Any selection of persons for inclusion would have been open to criticism, but even when allowance is made for a US and UK bias and a deliberate effort to include women and “marginalised” (i.e. black) individuals, there seem to be an exceptional number of odd omissions and inclusions. John Greenleaf Whittier is remarked on by the editor himself as a strange inclusion (what influence did Whittier have?) in view of the omission of Baudelaire or Schiller, but stranger is the inclusion of such non‐household names as Horatio Alger, Kate Chopin, Lydia Child, Henslow Chamberlain (what about the British Chamberlains?), Douwes Dekker and Troeltsch. Beyond English‐speaking people, German gets a reasonable number of entries, but the rest of Europe is poorly treated.
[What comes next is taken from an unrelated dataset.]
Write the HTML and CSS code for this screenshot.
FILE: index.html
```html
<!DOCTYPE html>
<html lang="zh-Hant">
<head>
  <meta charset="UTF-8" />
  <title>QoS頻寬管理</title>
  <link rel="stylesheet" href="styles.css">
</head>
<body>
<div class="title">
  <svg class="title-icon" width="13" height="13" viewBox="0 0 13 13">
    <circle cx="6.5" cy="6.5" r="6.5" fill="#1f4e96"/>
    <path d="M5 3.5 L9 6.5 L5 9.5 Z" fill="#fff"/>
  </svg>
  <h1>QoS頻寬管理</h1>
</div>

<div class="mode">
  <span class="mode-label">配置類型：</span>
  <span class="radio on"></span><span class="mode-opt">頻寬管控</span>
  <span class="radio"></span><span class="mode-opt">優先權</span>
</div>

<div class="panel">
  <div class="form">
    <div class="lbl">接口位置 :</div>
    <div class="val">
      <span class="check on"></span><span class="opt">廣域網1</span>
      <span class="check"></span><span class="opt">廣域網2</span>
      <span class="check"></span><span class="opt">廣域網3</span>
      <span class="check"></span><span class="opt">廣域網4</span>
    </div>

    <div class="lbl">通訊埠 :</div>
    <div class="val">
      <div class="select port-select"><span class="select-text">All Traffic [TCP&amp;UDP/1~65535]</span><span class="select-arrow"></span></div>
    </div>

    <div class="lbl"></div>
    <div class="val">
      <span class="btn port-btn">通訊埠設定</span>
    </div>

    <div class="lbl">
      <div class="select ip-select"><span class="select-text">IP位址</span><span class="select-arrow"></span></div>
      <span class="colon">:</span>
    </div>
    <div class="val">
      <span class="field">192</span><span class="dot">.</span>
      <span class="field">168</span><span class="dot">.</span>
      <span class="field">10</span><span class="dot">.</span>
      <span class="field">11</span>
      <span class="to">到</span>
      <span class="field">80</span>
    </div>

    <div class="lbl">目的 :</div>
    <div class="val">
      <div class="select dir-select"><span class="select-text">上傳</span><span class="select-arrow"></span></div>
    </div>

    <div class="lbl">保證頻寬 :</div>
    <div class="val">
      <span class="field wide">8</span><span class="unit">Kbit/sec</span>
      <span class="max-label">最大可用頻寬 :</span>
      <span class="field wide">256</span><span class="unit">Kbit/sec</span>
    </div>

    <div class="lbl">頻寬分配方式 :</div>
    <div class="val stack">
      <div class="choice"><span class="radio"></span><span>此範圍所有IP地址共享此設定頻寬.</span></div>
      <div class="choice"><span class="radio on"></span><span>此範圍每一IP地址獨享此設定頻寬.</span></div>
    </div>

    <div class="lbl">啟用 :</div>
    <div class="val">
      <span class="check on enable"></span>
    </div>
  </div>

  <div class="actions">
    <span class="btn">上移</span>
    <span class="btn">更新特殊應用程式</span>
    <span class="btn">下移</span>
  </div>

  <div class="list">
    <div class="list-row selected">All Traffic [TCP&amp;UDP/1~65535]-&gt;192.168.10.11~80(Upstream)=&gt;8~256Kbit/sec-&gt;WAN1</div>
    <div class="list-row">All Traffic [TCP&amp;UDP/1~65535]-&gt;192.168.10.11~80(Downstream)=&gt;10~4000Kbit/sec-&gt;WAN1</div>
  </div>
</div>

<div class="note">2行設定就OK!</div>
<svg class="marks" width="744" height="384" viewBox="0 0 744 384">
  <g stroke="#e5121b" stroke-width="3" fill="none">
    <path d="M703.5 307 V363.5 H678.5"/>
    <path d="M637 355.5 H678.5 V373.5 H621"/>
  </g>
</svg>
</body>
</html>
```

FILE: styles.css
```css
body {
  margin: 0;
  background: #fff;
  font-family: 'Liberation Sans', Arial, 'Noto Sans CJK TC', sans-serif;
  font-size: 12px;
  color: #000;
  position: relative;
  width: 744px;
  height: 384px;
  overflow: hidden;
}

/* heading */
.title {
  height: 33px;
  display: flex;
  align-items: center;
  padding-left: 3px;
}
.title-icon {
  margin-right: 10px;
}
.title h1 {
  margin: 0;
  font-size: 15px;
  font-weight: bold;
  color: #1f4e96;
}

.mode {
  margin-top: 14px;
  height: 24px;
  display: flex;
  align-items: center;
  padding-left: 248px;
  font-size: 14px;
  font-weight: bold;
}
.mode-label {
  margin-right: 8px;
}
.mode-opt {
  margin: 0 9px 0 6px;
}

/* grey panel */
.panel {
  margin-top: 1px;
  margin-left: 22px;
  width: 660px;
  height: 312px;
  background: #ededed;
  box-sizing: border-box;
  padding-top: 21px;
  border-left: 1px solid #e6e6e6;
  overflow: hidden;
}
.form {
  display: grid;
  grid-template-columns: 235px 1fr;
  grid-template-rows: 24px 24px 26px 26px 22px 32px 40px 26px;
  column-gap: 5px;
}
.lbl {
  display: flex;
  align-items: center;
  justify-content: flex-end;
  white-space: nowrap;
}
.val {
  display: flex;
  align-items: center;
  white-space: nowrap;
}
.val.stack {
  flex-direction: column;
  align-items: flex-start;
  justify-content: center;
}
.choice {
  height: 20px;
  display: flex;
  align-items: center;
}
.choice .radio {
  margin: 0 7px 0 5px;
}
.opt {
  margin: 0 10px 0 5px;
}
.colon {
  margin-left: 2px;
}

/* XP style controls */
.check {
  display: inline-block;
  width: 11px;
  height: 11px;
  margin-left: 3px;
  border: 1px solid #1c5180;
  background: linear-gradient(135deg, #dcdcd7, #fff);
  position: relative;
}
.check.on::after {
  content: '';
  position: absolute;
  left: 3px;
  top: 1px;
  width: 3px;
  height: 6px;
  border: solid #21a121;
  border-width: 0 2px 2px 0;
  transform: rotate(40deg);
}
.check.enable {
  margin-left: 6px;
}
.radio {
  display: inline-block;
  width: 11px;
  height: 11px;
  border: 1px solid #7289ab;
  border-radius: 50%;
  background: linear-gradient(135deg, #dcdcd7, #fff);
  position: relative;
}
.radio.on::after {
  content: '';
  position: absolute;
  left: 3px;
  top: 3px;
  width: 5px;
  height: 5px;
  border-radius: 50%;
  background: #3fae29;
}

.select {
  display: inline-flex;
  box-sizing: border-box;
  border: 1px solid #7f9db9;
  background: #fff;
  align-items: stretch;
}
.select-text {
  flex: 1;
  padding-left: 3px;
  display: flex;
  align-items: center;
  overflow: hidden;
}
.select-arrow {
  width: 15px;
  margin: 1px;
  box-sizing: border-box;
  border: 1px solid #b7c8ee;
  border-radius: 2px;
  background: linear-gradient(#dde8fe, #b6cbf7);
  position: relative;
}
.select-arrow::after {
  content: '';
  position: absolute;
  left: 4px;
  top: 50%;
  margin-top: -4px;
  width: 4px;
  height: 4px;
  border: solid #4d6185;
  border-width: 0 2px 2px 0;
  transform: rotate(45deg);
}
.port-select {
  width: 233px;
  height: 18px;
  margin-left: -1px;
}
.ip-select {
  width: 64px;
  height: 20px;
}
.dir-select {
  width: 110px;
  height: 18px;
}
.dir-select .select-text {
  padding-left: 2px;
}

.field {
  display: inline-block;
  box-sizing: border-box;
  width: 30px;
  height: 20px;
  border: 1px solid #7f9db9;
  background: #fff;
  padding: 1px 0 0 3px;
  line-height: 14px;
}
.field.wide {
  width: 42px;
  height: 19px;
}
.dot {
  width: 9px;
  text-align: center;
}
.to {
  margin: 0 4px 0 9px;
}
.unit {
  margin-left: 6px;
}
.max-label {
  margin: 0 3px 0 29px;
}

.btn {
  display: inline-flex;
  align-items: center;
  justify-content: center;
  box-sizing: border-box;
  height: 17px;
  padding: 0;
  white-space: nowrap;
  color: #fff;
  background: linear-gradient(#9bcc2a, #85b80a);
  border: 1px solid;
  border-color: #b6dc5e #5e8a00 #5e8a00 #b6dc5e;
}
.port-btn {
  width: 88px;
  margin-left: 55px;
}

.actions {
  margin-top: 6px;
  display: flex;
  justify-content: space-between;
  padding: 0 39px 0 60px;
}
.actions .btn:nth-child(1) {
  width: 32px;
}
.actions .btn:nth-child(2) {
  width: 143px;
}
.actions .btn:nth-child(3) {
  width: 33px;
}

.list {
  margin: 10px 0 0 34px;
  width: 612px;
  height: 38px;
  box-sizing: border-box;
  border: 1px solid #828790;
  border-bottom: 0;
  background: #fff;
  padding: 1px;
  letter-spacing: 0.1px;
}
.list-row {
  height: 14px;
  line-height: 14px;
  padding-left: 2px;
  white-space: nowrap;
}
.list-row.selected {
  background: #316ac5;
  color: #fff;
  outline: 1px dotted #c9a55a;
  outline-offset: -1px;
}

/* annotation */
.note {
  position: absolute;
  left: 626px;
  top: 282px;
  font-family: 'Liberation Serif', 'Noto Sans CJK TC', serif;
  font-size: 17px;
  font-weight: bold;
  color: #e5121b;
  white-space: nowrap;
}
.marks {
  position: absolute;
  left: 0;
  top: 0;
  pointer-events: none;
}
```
Among writers, there is no Blasco Ibáñez, Pérez Galdós or Unamuno (did no Spaniards have any influence beyond the boundaries of Spain?); no Mickiewicz; no Goncharov; and no Sholem Aleichem. Why do we have Chopin but not the much more influential Liszt, Schumann but not Beethoven, Klimt but not Schiele, Davy but not Faraday? (Scientists seem to do rather less well than theologians, whose influence was probably more powerful at the time but not in the longer term) – and what is William Cowper, who was certainly not active in the period – he died in 1800 – and who had little or no influence on anyone, doing here? Incidentally, the influences the people included had on “the general cultural development” are touched on in some entries, but are not mentioned in most.

Entries vary somewhat in length. Some of this is explained by the fact that the person concerned either did not read anything much or we do not know what they read, which rather defeats the purpose of the book. Jenny Lind is only one such, though she did have an effect on Hans Christian Andersen and Longfellow. (A Dictionary of Famous Non‐readers would be an interesting project.) Queen Victoria was not a great reader either; no book is mentioned in her entry. The entry of Henry James, on the other hand, who read a great deal, is very short. Shaw’s is rather longer, but he read so much that a very brief account of influences on him is all that is possible, and one learns very little. Nor does one learn much about the geologist Charles Lyell, who unsurprisingly read some previous works on geology. In fact, the number of entries that tell us very little is quite large.

That said, many entries are genuinely informative, and contain a lot more information on literary influences on individuals than any ordinary biographical dictionary would have. How important these are relative to other influences is another matter; in the case of all but writers of imaginative literature, the answer is probably very little. It is interesting to know what influential people read, but in most instances no more than interesting.

There are snippets of other interesting information in many entries. Jenny Lind “somehow … had been able to convince her public that a woman could be a performer and still retain her virtue”. George Washington Carver (whose favourite reading was the Bible) “developed over 300 products from peanuts”. David Livingstone was “once thrashed for refusing to read Wilberforce’s Practical Christianity” – a case of negative influence of books? (Perhaps he should have read it; all his missionary labours in Africa produced only one convert, who subsequently reneged.)

The Introduction makes several points: that there was a canon of essential literary works (the Bible, Shakespeare, etc.); that early reading experience is important; that the book “goes some way toward clarifying the relationship between reading and experience”; that it “demonstrates the wide variety of reading experience and the equally wide range of results”; and that “each reader responds uniquely to the written word and thus in unpredictable ways”. I question whether we need the book to persuade us of any of these points.

This volume may be useful as a specialised supplement to more general biographical dictionaries. It is, however, doubtful if many libraries will want to spend nearly £80 on it.